_STATED PROBLEM_. Transcribe the full listing exactly, and drop every picture.

(Pages as source code)
------------------------------
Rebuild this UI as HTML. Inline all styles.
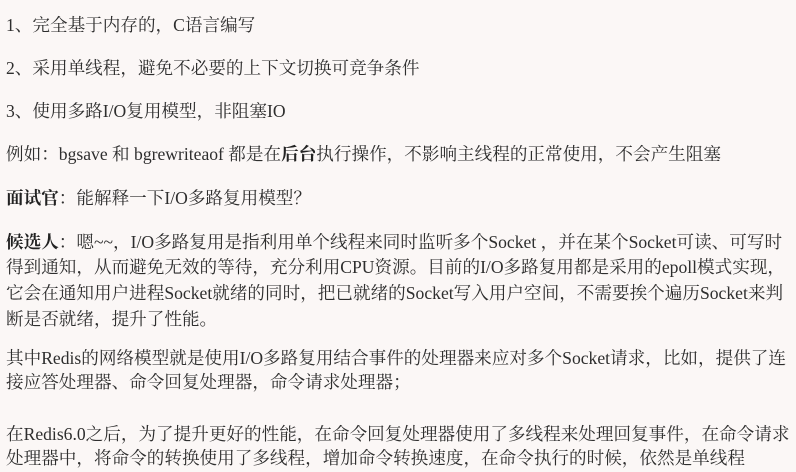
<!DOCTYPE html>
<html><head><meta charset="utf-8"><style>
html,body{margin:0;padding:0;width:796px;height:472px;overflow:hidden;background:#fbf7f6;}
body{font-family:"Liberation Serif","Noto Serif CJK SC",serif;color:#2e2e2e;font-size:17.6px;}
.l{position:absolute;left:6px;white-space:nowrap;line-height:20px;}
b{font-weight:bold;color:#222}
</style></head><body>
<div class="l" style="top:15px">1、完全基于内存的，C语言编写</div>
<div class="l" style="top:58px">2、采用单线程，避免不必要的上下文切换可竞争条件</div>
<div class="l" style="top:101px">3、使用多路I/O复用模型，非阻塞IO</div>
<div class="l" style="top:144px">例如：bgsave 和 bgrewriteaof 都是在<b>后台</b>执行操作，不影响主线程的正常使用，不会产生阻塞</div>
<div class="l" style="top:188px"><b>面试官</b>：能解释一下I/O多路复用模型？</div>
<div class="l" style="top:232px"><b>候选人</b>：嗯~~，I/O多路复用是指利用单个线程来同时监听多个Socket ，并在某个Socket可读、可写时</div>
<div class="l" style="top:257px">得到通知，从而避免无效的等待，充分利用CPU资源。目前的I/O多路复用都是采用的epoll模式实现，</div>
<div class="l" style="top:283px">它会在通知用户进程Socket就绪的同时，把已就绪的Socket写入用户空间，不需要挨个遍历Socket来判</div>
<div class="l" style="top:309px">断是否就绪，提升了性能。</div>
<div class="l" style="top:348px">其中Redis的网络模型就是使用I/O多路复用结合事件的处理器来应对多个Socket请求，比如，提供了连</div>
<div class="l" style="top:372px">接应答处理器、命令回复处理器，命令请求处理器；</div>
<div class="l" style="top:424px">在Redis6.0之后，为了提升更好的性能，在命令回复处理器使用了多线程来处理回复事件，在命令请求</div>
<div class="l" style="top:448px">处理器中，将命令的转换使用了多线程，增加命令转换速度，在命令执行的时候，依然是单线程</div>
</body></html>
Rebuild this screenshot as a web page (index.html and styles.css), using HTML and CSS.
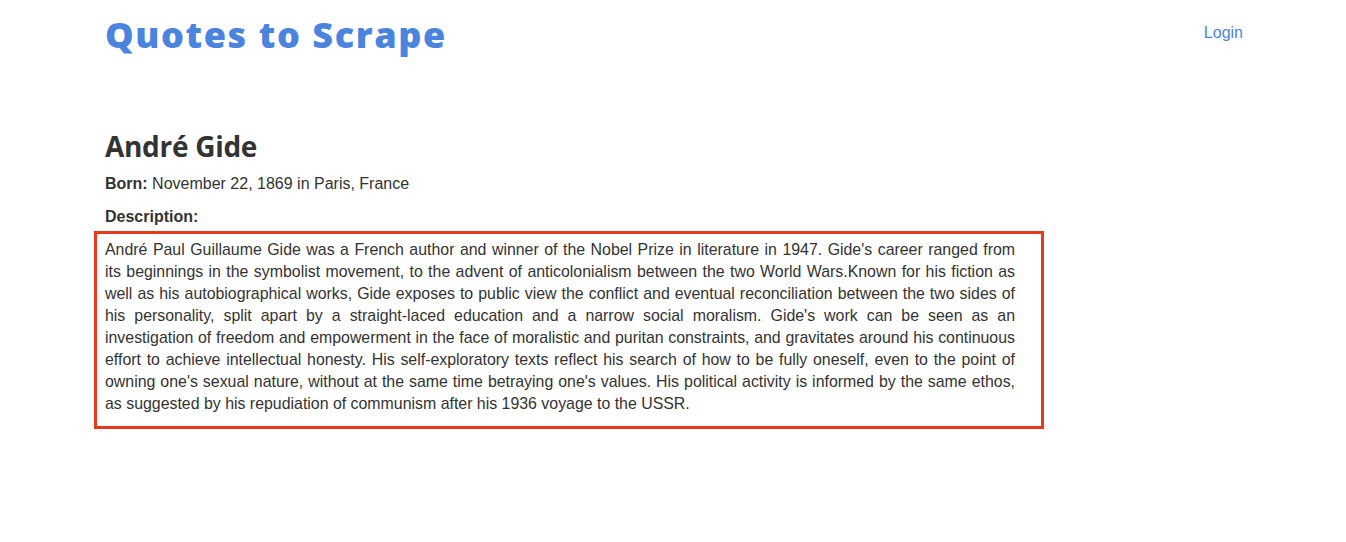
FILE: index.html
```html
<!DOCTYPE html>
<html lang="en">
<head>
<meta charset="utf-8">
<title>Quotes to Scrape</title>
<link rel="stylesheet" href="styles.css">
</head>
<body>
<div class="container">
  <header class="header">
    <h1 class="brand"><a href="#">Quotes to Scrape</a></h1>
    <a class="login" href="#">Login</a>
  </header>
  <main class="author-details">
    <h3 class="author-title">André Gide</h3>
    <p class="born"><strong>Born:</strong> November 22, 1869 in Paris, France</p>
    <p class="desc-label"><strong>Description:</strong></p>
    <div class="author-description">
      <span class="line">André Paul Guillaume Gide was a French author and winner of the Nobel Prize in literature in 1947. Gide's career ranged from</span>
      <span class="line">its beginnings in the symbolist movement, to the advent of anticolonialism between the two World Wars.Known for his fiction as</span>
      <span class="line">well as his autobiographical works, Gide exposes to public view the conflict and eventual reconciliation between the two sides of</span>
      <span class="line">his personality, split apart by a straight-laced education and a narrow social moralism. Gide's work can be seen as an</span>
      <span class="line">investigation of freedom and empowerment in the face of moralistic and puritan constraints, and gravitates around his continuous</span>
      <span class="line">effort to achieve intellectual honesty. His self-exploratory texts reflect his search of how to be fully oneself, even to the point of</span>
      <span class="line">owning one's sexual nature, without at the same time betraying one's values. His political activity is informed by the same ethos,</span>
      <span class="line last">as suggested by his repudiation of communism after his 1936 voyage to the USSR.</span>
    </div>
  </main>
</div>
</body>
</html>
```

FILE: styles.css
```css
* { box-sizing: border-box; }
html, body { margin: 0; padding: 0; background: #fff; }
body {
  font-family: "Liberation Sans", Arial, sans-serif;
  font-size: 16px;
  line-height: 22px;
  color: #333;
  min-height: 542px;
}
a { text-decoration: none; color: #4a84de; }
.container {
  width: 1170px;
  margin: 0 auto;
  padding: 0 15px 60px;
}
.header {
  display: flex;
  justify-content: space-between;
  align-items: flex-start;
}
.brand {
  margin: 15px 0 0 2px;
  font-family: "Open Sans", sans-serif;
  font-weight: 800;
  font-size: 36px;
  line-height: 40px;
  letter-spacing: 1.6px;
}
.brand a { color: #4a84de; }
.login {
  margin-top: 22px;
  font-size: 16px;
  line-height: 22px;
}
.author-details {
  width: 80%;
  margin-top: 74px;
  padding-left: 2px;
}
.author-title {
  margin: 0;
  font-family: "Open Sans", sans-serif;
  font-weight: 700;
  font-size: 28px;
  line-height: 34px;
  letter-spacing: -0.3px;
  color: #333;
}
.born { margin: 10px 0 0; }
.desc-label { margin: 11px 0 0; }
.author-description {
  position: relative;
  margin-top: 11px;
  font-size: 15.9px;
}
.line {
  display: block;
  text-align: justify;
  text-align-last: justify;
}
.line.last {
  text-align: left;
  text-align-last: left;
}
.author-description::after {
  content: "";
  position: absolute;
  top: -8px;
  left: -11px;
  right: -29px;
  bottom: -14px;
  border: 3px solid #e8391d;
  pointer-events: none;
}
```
------------------------------
_FULL ANSWER_.
Rebuild this UI as HTML. Inline all styles.
<!DOCTYPE html>
<html><head><meta charset="utf-8"><style>
html,body{margin:0;padding:0;width:796px;height:472px;overflow:hidden;background:#fbf7f6;}
body{font-family:"Liberation Serif","Noto Serif CJK SC",serif;color:#2e2e2e;font-size:17.6px;}
.l{position:absolute;left:6px;white-space:nowrap;line-height:20px;}
b{font-weight:bold;color:#222}
</style></head><body>
<div class="l" style="top:15px">1、完全基于内存的，C语言编写</div>
<div class="l" style="top:58px">2、采用单线程，避免不必要的上下文切换可竞争条件</div>
<div class="l" style="top:101px">3、使用多路I/O复用模型，非阻塞IO</div>
<div class="l" style="top:144px">例如：bgsave 和 bgrewriteaof 都是在<b>后台</b>执行操作，不影响主线程的正常使用，不会产生阻塞</div>
<div class="l" style="top:188px"><b>面试官</b>：能解释一下I/O多路复用模型？</div>
<div class="l" style="top:232px"><b>候选人</b>：嗯~~，I/O多路复用是指利用单个线程来同时监听多个Socket ，并在某个Socket可读、可写时</div>
<div class="l" style="top:257px">得到通知，从而避免无效的等待，充分利用CPU资源。目前的I/O多路复用都是采用的epoll模式实现，</div>
<div class="l" style="top:283px">它会在通知用户进程Socket就绪的同时，把已就绪的Socket写入用户空间，不需要挨个遍历Socket来判</div>
<div class="l" style="top:309px">断是否就绪，提升了性能。</div>
<div class="l" style="top:348px">其中Redis的网络模型就是使用I/O多路复用结合事件的处理器来应对多个Socket请求，比如，提供了连</div>
<div class="l" style="top:372px">接应答处理器、命令回复处理器，命令请求处理器；</div>
<div class="l" style="top:424px">在Redis6.0之后，为了提升更好的性能，在命令回复处理器使用了多线程来处理回复事件，在命令请求</div>
<div class="l" style="top:448px">处理器中，将命令的转换使用了多线程，增加命令转换速度，在命令执行的时候，依然是单线程</div>
</body></html>
Rebuild this screenshot as a web page (index.html and styles.css), using HTML and CSS.
FILE: index.html
```html
<!DOCTYPE html>
<html lang="en">
<head>
<meta charset="utf-8">
<title>Quotes to Scrape</title>
<link rel="stylesheet" href="styles.css">
</head>
<body>
<div class="container">
  <header class="header">
    <h1 class="brand"><a href="#">Quotes to Scrape</a></h1>
    <a class="login" href="#">Login</a>
  </header>
  <main class="author-details">
    <h3 class="author-title">André Gide</h3>
    <p class="born"><strong>Born:</strong> November 22, 1869 in Paris, France</p>
    <p class="desc-label"><strong>Description:</strong></p>
    <div class="author-description">
      <span class="line">André Paul Guillaume Gide was a French author and winner of the Nobel Prize in literature in 1947. Gide's career ranged from</span>
      <span class="line">its beginnings in the symbolist movement, to the advent of anticolonialism between the two World Wars.Known for his fiction as</span>
      <span class="line">well as his autobiographical works, Gide exposes to public view the conflict and eventual reconciliation between the two sides of</span>
      <span class="line">his personality, split apart by a straight-laced education and a narrow social moralism. Gide's work can be seen as an</span>
      <span class="line">investigation of freedom and empowerment in the face of moralistic and puritan constraints, and gravitates around his continuous</span>
      <span class="line">effort to achieve intellectual honesty. His self-exploratory texts reflect his search of how to be fully oneself, even to the point of</span>
      <span class="line">owning one's sexual nature, without at the same time betraying one's values. His political activity is informed by the same ethos,</span>
      <span class="line last">as suggested by his repudiation of communism after his 1936 voyage to the USSR.</span>
    </div>
  </main>
</div>
</body>
</html>
```

FILE: styles.css
```css
* { box-sizing: border-box; }
html, body { margin: 0; padding: 0; background: #fff; }
body {
  font-family: "Liberation Sans", Arial, sans-serif;
  font-size: 16px;
  line-height: 22px;
  color: #333;
  min-height: 542px;
}
a { text-decoration: none; color: #4a84de; }
.container {
  width: 1170px;
  margin: 0 auto;
  padding: 0 15px 60px;
}
.header {
  display: flex;
  justify-content: space-between;
  align-items: flex-start;
}
.brand {
  margin: 15px 0 0 2px;
  font-family: "Open Sans", sans-serif;
  font-weight: 800;
  font-size: 36px;
  line-height: 40px;
  letter-spacing: 1.6px;
}
.brand a { color: #4a84de; }
.login {
  margin-top: 22px;
  font-size: 16px;
  line-height: 22px;
}
.author-details {
  width: 80%;
  margin-top: 74px;
  padding-left: 2px;
}
.author-title {
  margin: 0;
  font-family: "Open Sans", sans-serif;
  font-weight: 700;
  font-size: 28px;
  line-height: 34px;
  letter-spacing: -0.3px;
  color: #333;
}
.born { margin: 10px 0 0; }
.desc-label { margin: 11px 0 0; }
.author-description {
  position: relative;
  margin-top: 11px;
  font-size: 15.9px;
}
.line {
  display: block;
  text-align: justify;
  text-align-last: justify;
}
.line.last {
  text-align: left;
  text-align-last: left;
}
.author-description::after {
  content: "";
  position: absolute;
  top: -8px;
  left: -11px;
  right: -29px;
  bottom: -14px;
  border: 3px solid #e8391d;
  pointer-events: none;
}
```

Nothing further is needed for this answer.